Обратимся к простейшей модели машины Поста (Тьюринга)[25]. Мир представлен в ней движущейся лентой, состоящей из пустых и заполненных секций. Последовательность пометок и пауз (единиц и нулей) считывается «головкой», и если регистрируется каждая метка, мы имеем дело с тривиальным случаем удвоения. Для объяснения разнообразия данностей мира приходится вводить более сложные конфигурации считывания, например, регистрировать реакцию только на сдвоенные пометки или не менее чем на «триады». Само считывающее устройство в таком случае удобно рассматривать как набор вкладышей, каждый из которых реагирует на различные степени «рассеянности»: от самого досконального вкладыша, воспроизводящего весь двоичный код в наличной последовательности, до считывания пунктирных и химерных мечтаний в духе Манилова.

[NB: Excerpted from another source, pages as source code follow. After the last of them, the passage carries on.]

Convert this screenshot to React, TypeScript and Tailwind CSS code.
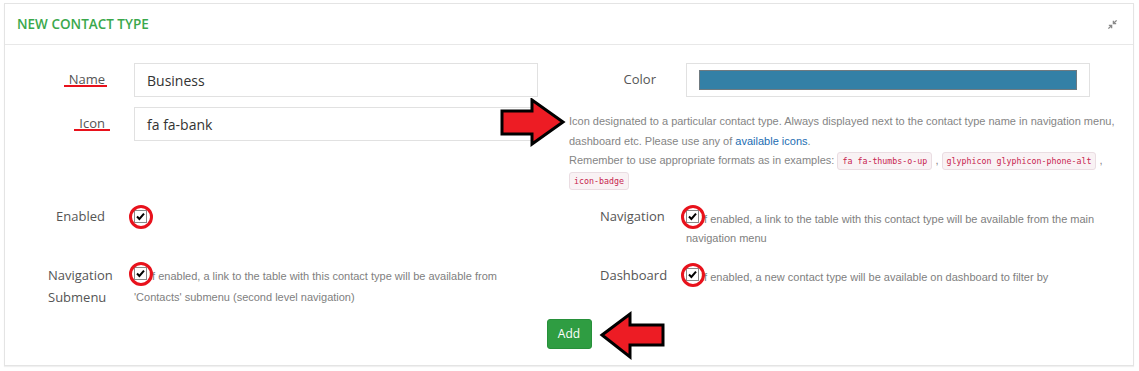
import React from "react";

const openSans = { fontFamily: '"Open Sans", "Noto Sans", sans-serif' };
const arial = { fontFamily: '"Liberation Sans", Arial, sans-serif' };
const mono = { fontFamily: '"DejaVu Sans Mono", "Liberation Mono", monospace' };

function Check() {
  return (
    <span className="relative inline-block h-[13px] w-[13px] border border-[#8a8a8a] bg-white align-baseline">
      <svg viewBox="0 0 13 13" className="absolute -left-px -top-px h-[13px] w-[13px]">
        <path d="M3 6.5 L5.4 9 L10 3.6" fill="none" stroke="#000" strokeWidth="2" />
      </svg>
      {/* red annotation ring */}
      <span className="absolute -left-[6.5px] -top-[6.5px] h-[24px] w-[24px] rounded-full border-[3px] border-[#e8121c]" />
    </span>
  );
}

function Code({ children }: { children: React.ReactNode }) {
  return (
    <code
      style={mono}
      className="inline-block h-[18px] rounded-[3px] border border-[#eadde2] bg-[#f9f2f4] px-[4px] align-middle text-[8.3px] leading-[16px] text-[#c7254e]"
    >
      {children}
    </code>
  );
}

function Arrow({ left }: { left?: boolean }) {
  const pts = left
    ? "3,24 31,3 31,14 64,14 64,34 31,34 31,46"
    : "3,13 33,13 33,2 64,24 33,46 33,36 3,36";
  return (
    <svg width="68" height="50" viewBox="0 0 68 50">
      <polygon points={pts} fill="#ed1c24" stroke="#000" strokeWidth="3" strokeLinejoin="miter" />
    </svg>
  );
}

function Underlined({ text, className }: { text: string; className: string }) {
  return (
    <span className="relative">
      {text}
      <span className={`absolute top-[15px] h-[2px] bg-[#e8121c] ${className}`} />
    </span>
  );
}

export default function App() {
  return (
    <div className="min-h-screen bg-white pl-[4px] pt-[3px]">
      <div className="relative h-[363px] w-[1130px] border border-[#e4e4e4] bg-white shadow-[0_1px_1px_rgba(0,0,0,0.06)]">
        {/* Header */}
        <div className="flex h-[41px] items-center justify-between border-b border-[#e8e8e8] pl-[12px] pr-[15px]">
          <span style={openSans} className="text-[13.5px] font-semibold text-[#3aa84c]">
            NEW CONTACT TYPE
          </span>
          <svg viewBox="0 0 24 24" className="h-[11px] w-[11px]" fill="none" stroke="#8a8a8a" strokeWidth="3">
            <polyline points="4 14 10 14 10 20" />
            <polyline points="20 10 14 10 14 4" />
            <line x1="14" y1="10" x2="21" y2="3" />
            <line x1="3" y1="21" x2="10" y2="14" />
          </svg>
        </div>

        <div className="pt-[18px]" style={openSans}>
          {/* Name / Color */}
          <div className="flex h-[34px] items-center">
            <div className="w-[100px] text-right text-[13px] text-[#555]">
              <Underlined text="Name" className="-left-[5px] -right-[2px]" />
            </div>
            <div className="ml-[29px] flex h-[34px] w-[404px] items-center border border-[#e1e1e1] pl-[12px] text-[14px] text-[#333]">
              Business
            </div>
            <div className="w-[118px] text-right text-[13px] text-[#555]">Color</div>
            <div className="ml-[30px] h-[34px] w-[404px] border border-[#e1e1e1] pl-[12px] pt-[6px]">
              <div className="h-[20px] w-[378px] border border-[#6f7a80] bg-[#3380a6]" />
            </div>
          </div>

          {/* Icon + help */}
          <div className="mt-[10px] flex">
            <div className="flex h-[34px] items-center">
              <div className="w-[100px] text-right text-[13px] text-[#555]">
                <Underlined text="Icon" className="-left-[5px] -right-[5px]" />
              </div>
              <div className="ml-[29px] flex h-[34px] w-[404px] items-center border border-[#e1e1e1] pl-[12px] text-[14px] text-[#333]">
                fa fa-bank
              </div>
            </div>
            <div style={arial} className="ml-[31px] mt-[5px] whitespace-nowrap text-[11px] leading-[19.5px] text-[#858585]">
              Icon designated to a particular contact type. Always displayed next to the contact type name in navigation menu,
              <br />
              dashboard etc. Please use any of <span className="text-[#236db2]">available icons</span>.
              <br />
              Remember to use appropriate formats as in examples: <Code>fa fa-thumbs-o-up</Code> ,{" "}
              <Code>glyphicon glyphicon-phone-alt</Code> ,
              <br />
              <Code>icon-badge</Code>
            </div>
          </div>

          {/* Enabled / Navigation */}
          <div className="mt-[16px] flex h-[58px] items-start">
            <div className="flex w-[560px] items-start">
              <div className="w-[100px] text-right text-[13px] leading-[20px] text-[#555]">Enabled</div>
              <div style={arial} className="ml-[29px] mt-[4px] text-[11px] leading-[19px]">
                <Check />
              </div>
            </div>
            <div className="flex items-start">
              <div className="ml-[35px] w-[86px] text-[13px] leading-[20px] text-[#555]">Navigation</div>
              <div style={arial} className="mt-[4px] whitespace-nowrap text-[11px] leading-[19px] text-[#808080]">
                <Check />
                <span className="ml-[2px]">If enabled, a link to the table with this contact type will be available from the main</span>
                <br />
                navigation menu
              </div>
            </div>
          </div>

          {/* Navigation Submenu / Dashboard */}
          <div className="flex items-start">
            <div className="flex w-[560px] items-start">
              <div className="w-[100px] pl-[43px] text-[13px] leading-[22px] text-[#555]">
                Navigation
                <br />
                Submenu
              </div>
              <div style={arial} className="ml-[29px] mt-[2px] whitespace-nowrap text-[11px] leading-[21px] text-[#808080]">
                <Check />
                <span className="ml-[2px]">If enabled, a link to the table with this contact type will be available from</span>
                <br />
                'Contacts' submenu (second level navigation)
              </div>
            </div>
            <div className="flex items-start">
              <div className="ml-[35px] w-[86px] text-[13px] leading-[22px] text-[#555]">Dashboard</div>
              <div style={arial} className="mt-[3px] whitespace-nowrap text-[11px] leading-[21px] text-[#808080]">
                <Check />
                <span className="ml-[2px]">If enabled, a new contact type will be available on dashboard to filter by</span>
              </div>
            </div>
          </div>

          {/* Add */}
          <div className="mt-[11px] flex justify-center">
            <button className="h-[30px] w-[45px] rounded-[3px] border border-[#27903a] bg-[#2f9d42] text-[12px] text-white">
              Add
            </button>
          </div>
        </div>

        {/* annotation arrows */}
        <div className="absolute left-[494px] top-[94px]">
          <Arrow />
        </div>
        <div className="absolute left-[594px] top-[307px]">
          <Arrow left />
        </div>
      </div>
    </div>
  );
}
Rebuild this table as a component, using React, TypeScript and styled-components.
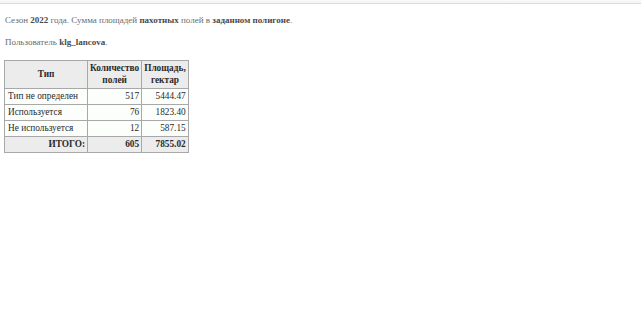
import React from "react";
import styled, { createGlobalStyle } from "styled-components";

const Global = createGlobalStyle`
  html, body { margin: 0; padding: 0; background: #fff; }
  body { font-family: "Liberation Serif", "Times New Roman", serif; }
`;

const TopBar = styled.div`
  height: 3px;
  border-bottom: 1px solid #dcdcdc;
  background: linear-gradient(#fafafa, #f3f3f3);
`;

const Page = styled.div`
  padding: 11px 5px;
  color: #6b6b6b;
  font-size: 9px;
`;

const Para = styled.p`
  margin: 0 0 11px;
  line-height: 11px;
  b { color: #4a4a4a; }
`;

const Table = styled.table`
  border-collapse: collapse;
  margin-left: -1px;
  margin-top: 12px;
  font-size: 9.3px;
  color: #2a2a2a;
  border: 1px solid #9a9a9a;
`;

const Th = styled.th`
  background: #ececec;
  border: 1px solid #a8a8a8;
  padding: 1px 2px 2px;
  height: 23px;
  line-height: 12px;
  font-weight: bold;
  text-align: center;
`;

const Td = styled.td<{ $right?: boolean; $bold?: boolean; $total?: boolean }>`
  border: 1px solid #a8a8a8;
  padding: 2px ${(p) => (p.$right ? 2 : 3)}px;
  height: 11px;
  line-height: 11px;
  text-align: ${(p) => (p.$right ? "right" : "left")};
  font-weight: ${(p) => (p.$bold ? "bold" : "normal")};
  background: ${(p) => (p.$total ? "#ececec" : "#fbfefb")};
`;

const rows = [
  ["Тип не определен", "517", "5444.47"],
  ["Используется", "76", "1823.40"],
  ["Не используется", "12", "587.15"],
];

export default function App() {
  return (
    <>
      <Global />
      <TopBar />
      <Page>
        <Para>
          Сезон <b>2022</b> года. Сумма площадей <b>пахотных</b> полей в{" "}
          <b>заданном полигоне</b>.
        </Para>
        <Para>
          Пользователь <b>klg_lancova</b>.
        </Para>
        <Table>
          <thead>
            <tr>
              <Th style={{ width: 78 }}>Тип</Th>
              <Th>
                Количество
                <br />
                полей
              </Th>
              <Th>
                Площадь,
                <br />
                гектар
              </Th>
            </tr>
          </thead>
          <tbody>
            {rows.map((r) => (
              <tr key={r[0]}>
                <Td>{r[0]}</Td>
                <Td $right>{r[1]}</Td>
                <Td $right>{r[2]}</Td>
              </tr>
            ))}
            <tr>
              <Td $right $bold $total>
                ИТОГО:
              </Td>
              <Td $right $bold $total>
                605
              </Td>
              <Td $right $bold $total>
                7855.02
              </Td>
            </tr>
          </tbody>
        </Table>
      </Page>
    </>
  );
}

Человек и есть некоторым образом устройство, имеющее дело с многообразной представленностью мира. Среди «считываемого» и мир как воля, и представление, и «нечто и туманна даль». Так вот тело – это веер из нескольких стабильных вкладышей, остальное, если угодно, – душа. Душа, разумеется, тоже страдает, она ликует и поет, практики души разнообразны, она познает, дает обещания, далеко не всегда прибегая к помощи тела. Если судить не по объективациям, а по способу данности, получается континуум. Вот «душевная боль» – какова в ней степень задействованности тела? А духовный подъем, состояние озарения? Ведь во всех этих состояниях некая телесность, безусловно, представлена – акупунктурно, гомеопатически, через органику двойного назначения, однако именуются они, и вполне справедливо, состояниями души (ну или психики). Следовательно, и здесь естественного отношения совокупного опыта к опыту тела не происходит: идентификации тела в качестве тела не осуществляются автоматически. В действительности достоянием тела остается инерционность: чем более инерционны регалии присутствия, тем более они телесны. И тело, пожалуй, опознается прежде всего по достоверности привычек, а еще точнее, по усталости… Не имущие тела не устают – может устать и душа, но только при наличии тела.